§ **DATA SHOWN**
= = = =

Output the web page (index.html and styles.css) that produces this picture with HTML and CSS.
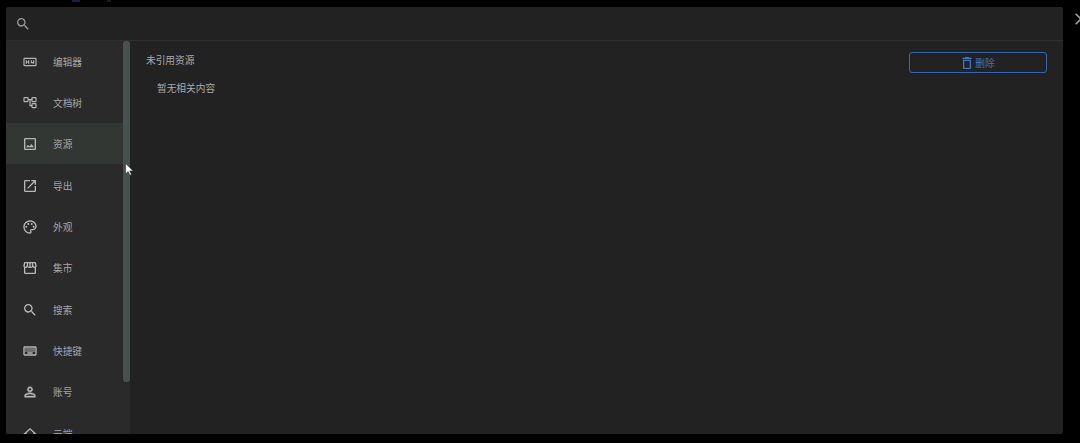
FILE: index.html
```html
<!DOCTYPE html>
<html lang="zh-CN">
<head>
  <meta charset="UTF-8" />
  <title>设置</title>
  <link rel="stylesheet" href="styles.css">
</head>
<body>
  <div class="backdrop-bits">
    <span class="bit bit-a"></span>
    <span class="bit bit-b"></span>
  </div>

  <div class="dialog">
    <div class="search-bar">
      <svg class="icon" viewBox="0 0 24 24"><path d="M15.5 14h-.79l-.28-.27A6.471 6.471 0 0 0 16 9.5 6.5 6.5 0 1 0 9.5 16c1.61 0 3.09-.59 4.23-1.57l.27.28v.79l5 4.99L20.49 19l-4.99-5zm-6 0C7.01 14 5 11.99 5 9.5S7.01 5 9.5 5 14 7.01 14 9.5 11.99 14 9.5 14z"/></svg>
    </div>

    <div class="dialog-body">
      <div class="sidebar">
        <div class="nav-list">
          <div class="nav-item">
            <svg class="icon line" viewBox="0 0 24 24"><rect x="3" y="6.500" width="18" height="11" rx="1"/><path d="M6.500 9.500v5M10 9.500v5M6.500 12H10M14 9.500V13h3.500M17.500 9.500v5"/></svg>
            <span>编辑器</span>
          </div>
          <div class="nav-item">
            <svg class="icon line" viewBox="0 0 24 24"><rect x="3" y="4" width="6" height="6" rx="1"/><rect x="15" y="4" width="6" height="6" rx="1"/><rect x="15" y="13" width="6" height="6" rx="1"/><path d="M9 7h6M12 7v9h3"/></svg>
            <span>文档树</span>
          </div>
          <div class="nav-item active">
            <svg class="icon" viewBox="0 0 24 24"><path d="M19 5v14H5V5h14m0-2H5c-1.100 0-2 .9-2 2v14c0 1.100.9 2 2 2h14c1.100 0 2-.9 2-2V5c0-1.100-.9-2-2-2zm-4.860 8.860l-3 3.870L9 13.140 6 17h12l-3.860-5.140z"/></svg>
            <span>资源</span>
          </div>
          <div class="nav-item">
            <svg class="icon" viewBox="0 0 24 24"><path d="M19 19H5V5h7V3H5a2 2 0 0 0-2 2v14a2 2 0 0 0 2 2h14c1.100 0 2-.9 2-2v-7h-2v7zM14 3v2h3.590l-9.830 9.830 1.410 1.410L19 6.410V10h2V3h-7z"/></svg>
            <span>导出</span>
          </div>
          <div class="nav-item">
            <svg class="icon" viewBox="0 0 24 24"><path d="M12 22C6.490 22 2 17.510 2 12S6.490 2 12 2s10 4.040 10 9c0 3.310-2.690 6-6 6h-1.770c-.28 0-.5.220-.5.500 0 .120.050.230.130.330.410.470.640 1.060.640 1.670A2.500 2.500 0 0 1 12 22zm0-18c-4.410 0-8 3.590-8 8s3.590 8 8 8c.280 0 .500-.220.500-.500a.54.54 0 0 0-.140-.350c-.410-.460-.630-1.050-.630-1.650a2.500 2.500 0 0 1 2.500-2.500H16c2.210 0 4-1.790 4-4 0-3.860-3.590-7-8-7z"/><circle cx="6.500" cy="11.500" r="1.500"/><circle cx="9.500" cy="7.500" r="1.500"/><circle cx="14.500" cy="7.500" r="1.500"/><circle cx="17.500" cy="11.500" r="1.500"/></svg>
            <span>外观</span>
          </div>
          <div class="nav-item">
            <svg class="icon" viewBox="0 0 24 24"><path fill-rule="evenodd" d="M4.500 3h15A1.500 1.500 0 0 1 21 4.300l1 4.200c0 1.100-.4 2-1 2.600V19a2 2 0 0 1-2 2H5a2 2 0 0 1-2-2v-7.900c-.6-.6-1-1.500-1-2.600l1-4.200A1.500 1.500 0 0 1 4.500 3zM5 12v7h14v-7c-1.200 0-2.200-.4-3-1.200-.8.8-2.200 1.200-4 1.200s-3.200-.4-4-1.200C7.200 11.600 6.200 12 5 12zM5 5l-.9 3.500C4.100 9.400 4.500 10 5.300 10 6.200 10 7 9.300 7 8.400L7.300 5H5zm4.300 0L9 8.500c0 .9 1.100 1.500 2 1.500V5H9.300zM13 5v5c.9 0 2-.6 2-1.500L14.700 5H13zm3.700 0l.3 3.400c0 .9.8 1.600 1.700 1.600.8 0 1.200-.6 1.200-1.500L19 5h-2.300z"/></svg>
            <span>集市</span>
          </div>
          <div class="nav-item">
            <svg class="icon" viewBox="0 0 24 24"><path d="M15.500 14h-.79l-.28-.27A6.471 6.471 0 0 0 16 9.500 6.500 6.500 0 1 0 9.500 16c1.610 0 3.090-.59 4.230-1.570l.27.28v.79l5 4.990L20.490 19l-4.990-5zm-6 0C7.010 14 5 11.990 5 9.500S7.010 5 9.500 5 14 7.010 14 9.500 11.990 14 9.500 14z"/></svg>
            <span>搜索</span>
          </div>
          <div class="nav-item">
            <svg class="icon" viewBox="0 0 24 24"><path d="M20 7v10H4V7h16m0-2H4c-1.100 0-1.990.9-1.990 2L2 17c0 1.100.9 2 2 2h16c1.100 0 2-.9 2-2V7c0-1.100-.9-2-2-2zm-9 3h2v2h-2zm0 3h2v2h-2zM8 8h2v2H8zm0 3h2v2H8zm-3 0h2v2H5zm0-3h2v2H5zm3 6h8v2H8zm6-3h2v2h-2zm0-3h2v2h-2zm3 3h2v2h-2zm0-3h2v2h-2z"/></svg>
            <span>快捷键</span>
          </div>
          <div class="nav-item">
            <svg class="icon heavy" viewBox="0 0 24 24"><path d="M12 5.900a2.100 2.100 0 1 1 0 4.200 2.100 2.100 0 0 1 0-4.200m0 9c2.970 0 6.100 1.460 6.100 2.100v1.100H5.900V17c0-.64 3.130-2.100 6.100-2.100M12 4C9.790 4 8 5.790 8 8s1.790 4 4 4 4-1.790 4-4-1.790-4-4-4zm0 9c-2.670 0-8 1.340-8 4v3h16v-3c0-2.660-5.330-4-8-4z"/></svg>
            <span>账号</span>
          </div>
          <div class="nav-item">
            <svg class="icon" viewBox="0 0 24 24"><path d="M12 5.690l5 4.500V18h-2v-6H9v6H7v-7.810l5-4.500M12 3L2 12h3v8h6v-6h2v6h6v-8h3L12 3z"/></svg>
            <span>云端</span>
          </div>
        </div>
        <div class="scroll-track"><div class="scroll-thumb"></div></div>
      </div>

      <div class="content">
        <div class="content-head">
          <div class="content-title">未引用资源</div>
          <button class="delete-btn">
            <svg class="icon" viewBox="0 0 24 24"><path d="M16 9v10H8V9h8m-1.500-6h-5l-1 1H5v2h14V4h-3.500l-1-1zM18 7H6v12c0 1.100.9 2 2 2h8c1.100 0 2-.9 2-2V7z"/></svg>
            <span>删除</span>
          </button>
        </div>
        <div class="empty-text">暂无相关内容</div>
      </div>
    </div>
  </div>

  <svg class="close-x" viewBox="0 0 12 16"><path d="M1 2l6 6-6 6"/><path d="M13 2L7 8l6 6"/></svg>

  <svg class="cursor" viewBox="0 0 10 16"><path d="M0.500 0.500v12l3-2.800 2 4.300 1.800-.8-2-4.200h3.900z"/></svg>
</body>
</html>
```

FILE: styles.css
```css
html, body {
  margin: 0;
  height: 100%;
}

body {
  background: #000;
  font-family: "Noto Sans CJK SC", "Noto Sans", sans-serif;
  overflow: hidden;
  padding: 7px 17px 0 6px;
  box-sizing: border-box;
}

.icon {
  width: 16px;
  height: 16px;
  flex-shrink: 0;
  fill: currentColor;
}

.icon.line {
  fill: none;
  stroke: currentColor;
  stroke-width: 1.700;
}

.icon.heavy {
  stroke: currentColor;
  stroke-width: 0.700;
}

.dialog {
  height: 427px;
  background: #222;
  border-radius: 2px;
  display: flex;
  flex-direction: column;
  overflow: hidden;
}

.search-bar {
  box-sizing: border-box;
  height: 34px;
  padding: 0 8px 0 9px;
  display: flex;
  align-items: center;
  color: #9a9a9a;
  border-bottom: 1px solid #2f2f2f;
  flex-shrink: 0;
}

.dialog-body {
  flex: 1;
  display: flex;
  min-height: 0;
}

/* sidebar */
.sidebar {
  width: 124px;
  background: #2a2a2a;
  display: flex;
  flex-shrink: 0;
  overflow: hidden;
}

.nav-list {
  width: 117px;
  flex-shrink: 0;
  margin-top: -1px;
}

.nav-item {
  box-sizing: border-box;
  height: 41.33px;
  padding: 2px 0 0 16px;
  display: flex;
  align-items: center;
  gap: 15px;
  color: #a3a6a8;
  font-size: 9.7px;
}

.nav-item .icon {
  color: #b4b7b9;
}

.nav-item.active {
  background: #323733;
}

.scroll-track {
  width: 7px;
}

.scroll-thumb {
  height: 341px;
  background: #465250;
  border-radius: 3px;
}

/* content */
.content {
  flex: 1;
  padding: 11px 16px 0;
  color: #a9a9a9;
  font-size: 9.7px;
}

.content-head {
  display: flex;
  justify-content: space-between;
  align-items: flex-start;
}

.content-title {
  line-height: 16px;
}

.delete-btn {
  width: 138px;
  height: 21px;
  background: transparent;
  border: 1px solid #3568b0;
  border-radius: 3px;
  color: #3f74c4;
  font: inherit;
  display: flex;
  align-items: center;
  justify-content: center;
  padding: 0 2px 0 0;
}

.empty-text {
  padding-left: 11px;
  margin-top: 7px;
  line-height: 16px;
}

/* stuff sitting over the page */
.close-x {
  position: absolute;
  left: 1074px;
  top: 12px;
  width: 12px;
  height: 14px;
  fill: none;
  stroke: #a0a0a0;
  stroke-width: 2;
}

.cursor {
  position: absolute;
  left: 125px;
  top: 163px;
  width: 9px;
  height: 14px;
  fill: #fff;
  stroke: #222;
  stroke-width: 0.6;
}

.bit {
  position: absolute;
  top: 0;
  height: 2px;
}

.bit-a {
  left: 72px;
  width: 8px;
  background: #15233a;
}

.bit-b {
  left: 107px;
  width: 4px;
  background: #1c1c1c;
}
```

= = = =

Count the lines that hold the string "index", and reply with that number alone.

§ **TASK ANSWER**
2